### Goal of the exercise
Show all lines of the listing that hold the word "styled".
┄┄┄┄┄┄┄┄┄┄┄┄┄┄┄┄┄┄┄┄
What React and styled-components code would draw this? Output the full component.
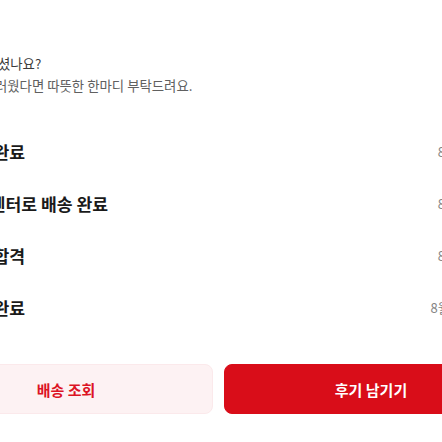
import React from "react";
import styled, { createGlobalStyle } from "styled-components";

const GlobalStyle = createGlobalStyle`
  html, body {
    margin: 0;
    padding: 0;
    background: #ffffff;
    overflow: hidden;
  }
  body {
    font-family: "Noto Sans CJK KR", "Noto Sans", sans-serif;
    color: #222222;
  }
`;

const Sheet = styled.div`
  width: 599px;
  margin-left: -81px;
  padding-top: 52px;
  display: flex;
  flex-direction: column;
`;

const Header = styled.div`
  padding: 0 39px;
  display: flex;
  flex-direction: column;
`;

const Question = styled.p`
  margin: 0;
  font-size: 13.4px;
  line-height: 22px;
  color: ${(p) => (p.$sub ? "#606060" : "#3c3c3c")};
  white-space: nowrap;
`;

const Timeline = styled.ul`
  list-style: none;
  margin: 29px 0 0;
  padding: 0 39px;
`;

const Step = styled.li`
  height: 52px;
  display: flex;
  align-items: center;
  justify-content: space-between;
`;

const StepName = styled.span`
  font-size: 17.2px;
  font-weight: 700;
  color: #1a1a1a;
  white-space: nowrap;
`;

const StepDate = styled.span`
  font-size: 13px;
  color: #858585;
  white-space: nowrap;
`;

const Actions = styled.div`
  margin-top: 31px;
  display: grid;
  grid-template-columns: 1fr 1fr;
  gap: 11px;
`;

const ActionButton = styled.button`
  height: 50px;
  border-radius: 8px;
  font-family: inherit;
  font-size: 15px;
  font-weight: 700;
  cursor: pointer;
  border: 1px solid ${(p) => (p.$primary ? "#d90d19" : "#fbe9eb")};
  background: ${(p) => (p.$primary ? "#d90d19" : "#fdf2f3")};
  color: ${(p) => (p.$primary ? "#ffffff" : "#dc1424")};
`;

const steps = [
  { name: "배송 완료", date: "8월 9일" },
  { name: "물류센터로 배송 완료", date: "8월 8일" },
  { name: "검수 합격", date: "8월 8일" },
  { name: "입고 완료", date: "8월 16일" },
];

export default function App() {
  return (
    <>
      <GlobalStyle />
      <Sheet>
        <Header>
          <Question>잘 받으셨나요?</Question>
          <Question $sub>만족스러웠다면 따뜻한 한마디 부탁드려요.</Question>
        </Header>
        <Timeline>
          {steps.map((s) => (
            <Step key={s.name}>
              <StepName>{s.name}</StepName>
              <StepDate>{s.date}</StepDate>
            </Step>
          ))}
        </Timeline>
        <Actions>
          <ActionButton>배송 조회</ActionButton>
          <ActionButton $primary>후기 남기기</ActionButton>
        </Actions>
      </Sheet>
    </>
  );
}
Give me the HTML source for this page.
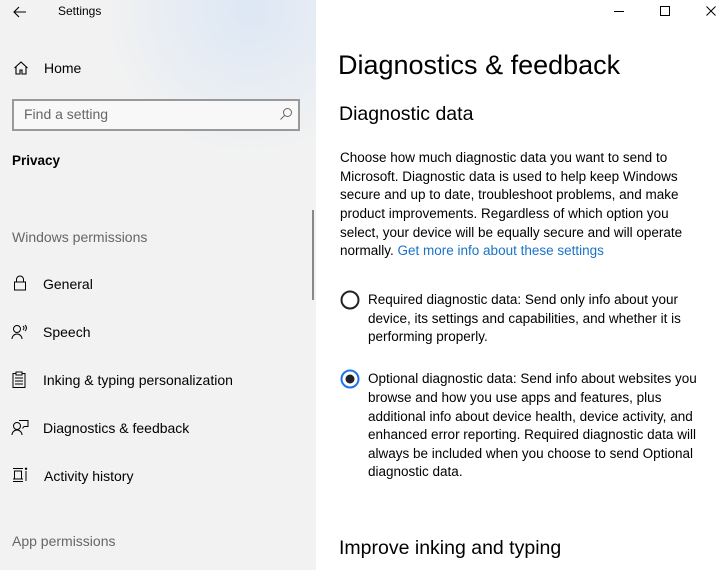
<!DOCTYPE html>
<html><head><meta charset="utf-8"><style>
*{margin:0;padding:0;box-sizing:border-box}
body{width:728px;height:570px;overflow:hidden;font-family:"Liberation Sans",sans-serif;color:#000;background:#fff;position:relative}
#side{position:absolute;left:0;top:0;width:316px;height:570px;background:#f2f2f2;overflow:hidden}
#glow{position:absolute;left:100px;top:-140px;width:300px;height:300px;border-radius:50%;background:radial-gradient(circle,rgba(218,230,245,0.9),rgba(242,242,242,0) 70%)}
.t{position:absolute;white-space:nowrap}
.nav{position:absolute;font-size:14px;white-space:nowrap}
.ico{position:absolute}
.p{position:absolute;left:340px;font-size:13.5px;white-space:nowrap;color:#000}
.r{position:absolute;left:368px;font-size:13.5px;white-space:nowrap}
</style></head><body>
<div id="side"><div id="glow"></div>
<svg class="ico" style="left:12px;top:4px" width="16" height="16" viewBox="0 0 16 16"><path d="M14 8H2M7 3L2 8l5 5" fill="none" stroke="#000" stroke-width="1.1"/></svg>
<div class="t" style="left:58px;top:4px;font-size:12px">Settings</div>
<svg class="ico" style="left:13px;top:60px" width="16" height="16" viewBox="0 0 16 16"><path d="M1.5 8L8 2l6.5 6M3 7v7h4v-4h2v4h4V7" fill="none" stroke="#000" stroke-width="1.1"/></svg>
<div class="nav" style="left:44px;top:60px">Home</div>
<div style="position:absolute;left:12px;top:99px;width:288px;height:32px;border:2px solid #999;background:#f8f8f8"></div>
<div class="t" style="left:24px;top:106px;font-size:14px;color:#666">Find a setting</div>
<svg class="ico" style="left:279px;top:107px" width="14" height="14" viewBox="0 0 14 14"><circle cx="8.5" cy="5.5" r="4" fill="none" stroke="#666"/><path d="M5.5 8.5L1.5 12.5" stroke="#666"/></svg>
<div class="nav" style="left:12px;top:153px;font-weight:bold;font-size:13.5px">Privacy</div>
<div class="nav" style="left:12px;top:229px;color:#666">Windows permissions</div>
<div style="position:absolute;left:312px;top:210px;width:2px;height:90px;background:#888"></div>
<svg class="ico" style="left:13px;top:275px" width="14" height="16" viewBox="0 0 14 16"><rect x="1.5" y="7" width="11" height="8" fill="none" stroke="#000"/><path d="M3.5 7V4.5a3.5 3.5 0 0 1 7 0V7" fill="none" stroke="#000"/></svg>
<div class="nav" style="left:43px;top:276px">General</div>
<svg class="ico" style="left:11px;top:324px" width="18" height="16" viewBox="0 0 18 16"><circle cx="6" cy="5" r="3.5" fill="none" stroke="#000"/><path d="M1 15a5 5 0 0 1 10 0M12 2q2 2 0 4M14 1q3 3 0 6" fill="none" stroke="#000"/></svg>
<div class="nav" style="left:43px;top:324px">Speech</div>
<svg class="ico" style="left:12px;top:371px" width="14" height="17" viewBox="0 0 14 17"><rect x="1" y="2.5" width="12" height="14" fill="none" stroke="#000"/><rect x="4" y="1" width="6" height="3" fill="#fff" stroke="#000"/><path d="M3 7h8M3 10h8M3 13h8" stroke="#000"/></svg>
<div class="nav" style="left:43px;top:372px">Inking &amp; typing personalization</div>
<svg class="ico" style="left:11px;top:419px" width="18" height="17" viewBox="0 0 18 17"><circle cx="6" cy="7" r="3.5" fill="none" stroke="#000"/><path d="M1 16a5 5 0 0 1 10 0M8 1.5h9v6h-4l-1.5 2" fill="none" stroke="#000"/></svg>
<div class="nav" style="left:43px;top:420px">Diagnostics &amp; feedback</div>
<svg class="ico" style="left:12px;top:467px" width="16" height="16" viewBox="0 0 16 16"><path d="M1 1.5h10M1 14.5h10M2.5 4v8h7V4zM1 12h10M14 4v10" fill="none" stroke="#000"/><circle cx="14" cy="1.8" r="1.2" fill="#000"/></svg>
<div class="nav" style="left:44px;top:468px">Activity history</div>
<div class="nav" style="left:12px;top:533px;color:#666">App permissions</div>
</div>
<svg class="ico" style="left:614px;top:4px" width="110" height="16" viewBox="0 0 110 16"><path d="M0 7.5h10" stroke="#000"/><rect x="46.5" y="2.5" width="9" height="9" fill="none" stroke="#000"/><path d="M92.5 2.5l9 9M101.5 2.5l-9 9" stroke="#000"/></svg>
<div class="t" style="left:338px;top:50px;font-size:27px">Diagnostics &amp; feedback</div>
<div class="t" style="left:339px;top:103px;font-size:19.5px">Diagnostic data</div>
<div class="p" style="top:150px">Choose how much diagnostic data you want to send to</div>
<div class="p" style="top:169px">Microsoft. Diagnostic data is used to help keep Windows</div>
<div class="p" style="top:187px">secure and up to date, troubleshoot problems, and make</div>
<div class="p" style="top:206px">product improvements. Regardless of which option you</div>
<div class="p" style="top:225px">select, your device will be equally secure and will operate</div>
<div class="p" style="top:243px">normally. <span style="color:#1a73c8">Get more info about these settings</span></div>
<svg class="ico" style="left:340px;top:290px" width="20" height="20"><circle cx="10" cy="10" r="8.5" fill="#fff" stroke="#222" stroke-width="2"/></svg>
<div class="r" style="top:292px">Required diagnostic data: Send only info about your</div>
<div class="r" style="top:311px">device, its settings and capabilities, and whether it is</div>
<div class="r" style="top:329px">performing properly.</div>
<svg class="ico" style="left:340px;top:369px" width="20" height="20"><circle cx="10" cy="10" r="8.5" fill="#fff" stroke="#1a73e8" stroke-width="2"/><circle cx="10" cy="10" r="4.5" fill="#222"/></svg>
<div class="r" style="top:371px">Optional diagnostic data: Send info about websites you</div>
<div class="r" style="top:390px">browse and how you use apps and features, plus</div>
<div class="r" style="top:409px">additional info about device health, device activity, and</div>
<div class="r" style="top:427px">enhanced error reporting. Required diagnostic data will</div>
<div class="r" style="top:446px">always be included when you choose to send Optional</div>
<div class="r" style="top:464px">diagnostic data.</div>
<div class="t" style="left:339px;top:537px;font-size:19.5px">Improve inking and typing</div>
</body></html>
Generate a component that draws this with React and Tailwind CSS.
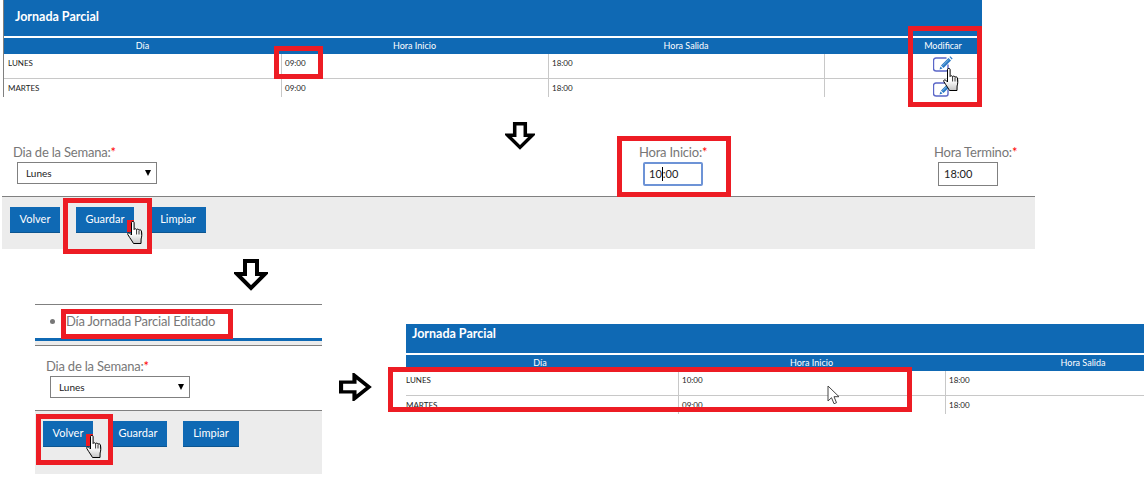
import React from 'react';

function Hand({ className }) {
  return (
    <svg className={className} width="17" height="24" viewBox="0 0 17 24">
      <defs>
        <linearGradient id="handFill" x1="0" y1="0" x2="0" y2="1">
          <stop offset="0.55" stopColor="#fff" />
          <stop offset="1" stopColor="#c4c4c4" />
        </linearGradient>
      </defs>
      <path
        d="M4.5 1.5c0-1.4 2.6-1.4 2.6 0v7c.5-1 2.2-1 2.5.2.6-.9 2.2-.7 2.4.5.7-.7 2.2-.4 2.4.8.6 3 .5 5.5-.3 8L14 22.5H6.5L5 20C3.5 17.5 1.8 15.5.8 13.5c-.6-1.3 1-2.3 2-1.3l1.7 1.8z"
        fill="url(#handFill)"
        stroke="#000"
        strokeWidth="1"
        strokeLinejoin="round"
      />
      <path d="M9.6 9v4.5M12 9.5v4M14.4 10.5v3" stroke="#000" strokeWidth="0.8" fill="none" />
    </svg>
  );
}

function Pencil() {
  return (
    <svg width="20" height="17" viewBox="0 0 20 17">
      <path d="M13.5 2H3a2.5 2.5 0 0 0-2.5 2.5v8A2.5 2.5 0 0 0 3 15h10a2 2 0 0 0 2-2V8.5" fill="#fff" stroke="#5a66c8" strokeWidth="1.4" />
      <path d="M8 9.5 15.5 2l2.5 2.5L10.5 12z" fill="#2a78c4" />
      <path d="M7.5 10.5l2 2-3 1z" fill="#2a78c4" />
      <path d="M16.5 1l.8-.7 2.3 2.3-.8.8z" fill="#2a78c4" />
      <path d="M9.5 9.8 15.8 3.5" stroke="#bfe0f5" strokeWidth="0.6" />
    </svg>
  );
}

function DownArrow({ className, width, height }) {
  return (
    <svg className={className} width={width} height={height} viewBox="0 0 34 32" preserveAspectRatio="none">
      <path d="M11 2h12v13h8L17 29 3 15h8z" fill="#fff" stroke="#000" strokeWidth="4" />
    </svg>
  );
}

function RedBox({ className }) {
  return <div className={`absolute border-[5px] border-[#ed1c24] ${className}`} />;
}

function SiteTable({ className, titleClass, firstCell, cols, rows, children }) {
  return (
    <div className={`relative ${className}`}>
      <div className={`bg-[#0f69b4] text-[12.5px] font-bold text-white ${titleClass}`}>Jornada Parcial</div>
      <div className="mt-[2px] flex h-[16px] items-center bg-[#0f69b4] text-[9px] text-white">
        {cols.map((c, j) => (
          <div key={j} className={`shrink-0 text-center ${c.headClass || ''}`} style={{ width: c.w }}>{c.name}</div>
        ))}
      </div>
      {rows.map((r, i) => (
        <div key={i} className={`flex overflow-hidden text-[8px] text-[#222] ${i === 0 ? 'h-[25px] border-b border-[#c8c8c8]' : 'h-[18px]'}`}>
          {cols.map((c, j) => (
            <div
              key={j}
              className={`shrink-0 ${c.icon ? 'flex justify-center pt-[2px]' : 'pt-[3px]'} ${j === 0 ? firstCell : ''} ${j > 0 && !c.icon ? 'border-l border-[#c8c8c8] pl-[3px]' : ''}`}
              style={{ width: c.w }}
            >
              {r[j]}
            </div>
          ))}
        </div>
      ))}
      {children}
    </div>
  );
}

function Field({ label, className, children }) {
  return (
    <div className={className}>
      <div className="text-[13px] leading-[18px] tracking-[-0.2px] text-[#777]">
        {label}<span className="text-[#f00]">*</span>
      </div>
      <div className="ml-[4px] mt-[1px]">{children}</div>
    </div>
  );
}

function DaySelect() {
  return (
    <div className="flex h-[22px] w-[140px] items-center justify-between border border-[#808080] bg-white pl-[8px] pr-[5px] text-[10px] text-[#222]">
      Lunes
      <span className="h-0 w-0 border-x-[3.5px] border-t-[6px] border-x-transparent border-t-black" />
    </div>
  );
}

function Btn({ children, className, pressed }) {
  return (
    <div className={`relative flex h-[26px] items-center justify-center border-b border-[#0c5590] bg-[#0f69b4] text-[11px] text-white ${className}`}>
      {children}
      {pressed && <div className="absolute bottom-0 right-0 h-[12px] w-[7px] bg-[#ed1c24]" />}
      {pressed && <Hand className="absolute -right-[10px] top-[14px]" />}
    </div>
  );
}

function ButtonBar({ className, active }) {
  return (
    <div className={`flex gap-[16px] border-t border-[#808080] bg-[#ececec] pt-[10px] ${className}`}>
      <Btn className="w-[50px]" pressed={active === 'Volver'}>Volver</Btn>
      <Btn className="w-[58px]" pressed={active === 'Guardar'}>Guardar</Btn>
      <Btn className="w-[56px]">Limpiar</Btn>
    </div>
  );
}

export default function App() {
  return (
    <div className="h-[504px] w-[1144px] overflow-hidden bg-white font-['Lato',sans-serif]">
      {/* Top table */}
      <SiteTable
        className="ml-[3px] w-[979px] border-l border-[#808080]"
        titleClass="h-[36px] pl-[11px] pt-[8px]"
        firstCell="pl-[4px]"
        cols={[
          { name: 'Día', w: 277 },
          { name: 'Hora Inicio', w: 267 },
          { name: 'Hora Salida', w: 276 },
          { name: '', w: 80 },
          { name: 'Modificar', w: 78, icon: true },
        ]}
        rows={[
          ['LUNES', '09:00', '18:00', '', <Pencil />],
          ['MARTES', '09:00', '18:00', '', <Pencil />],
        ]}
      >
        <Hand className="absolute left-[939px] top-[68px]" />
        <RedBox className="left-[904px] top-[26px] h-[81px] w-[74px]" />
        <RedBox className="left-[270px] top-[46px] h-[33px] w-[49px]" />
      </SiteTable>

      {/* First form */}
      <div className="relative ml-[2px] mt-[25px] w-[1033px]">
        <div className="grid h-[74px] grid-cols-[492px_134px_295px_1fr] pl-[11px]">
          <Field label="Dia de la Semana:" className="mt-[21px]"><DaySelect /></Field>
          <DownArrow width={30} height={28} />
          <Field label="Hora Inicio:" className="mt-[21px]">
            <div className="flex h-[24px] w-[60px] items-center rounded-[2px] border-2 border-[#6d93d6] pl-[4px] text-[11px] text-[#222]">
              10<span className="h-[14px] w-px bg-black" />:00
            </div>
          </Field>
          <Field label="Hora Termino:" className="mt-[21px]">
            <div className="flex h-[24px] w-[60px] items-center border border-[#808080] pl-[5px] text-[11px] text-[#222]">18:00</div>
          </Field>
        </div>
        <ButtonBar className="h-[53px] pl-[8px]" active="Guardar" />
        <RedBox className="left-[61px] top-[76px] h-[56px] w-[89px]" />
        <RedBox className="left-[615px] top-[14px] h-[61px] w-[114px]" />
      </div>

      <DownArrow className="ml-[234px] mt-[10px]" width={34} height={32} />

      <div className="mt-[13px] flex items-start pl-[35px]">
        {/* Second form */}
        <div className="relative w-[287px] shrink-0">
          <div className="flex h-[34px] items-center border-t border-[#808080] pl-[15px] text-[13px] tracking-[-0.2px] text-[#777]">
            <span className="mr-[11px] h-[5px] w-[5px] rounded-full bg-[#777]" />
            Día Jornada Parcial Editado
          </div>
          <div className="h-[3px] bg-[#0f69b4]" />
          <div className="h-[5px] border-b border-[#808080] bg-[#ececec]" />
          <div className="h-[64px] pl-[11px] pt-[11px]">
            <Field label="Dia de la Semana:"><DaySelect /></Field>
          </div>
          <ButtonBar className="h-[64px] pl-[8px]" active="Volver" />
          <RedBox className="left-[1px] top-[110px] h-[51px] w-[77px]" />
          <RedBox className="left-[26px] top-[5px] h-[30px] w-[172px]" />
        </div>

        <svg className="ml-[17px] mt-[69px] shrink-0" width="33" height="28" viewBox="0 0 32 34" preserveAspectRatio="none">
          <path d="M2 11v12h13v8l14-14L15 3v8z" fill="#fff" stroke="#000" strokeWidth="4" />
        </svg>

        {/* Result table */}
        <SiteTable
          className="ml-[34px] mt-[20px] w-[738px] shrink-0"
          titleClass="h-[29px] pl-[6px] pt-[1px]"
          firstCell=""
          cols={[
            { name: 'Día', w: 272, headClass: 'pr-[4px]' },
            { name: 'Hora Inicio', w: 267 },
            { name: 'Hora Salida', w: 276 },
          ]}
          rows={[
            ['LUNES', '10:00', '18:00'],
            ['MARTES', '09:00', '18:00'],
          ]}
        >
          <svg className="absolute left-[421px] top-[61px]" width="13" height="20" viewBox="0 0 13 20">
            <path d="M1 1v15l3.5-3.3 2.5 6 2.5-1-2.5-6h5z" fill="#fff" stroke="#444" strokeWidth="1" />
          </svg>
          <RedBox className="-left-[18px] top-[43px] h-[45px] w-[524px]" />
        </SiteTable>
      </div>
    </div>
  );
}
┄┄┄┄┄┄┄┄┄┄┄┄┄┄┄┄┄┄┄┄
### Finished answer
What React and styled-components code would draw this? Output the full component.
import styled, { createGlobalStyle } from "styled-components";
const Sheet = styled.div`
const Header = styled.div`
const Question = styled.p`
const Timeline = styled.ul`
const Step = styled.li`
const StepName = styled.span`
const StepDate = styled.span`
const Actions = styled.div`
const ActionButton = styled.button`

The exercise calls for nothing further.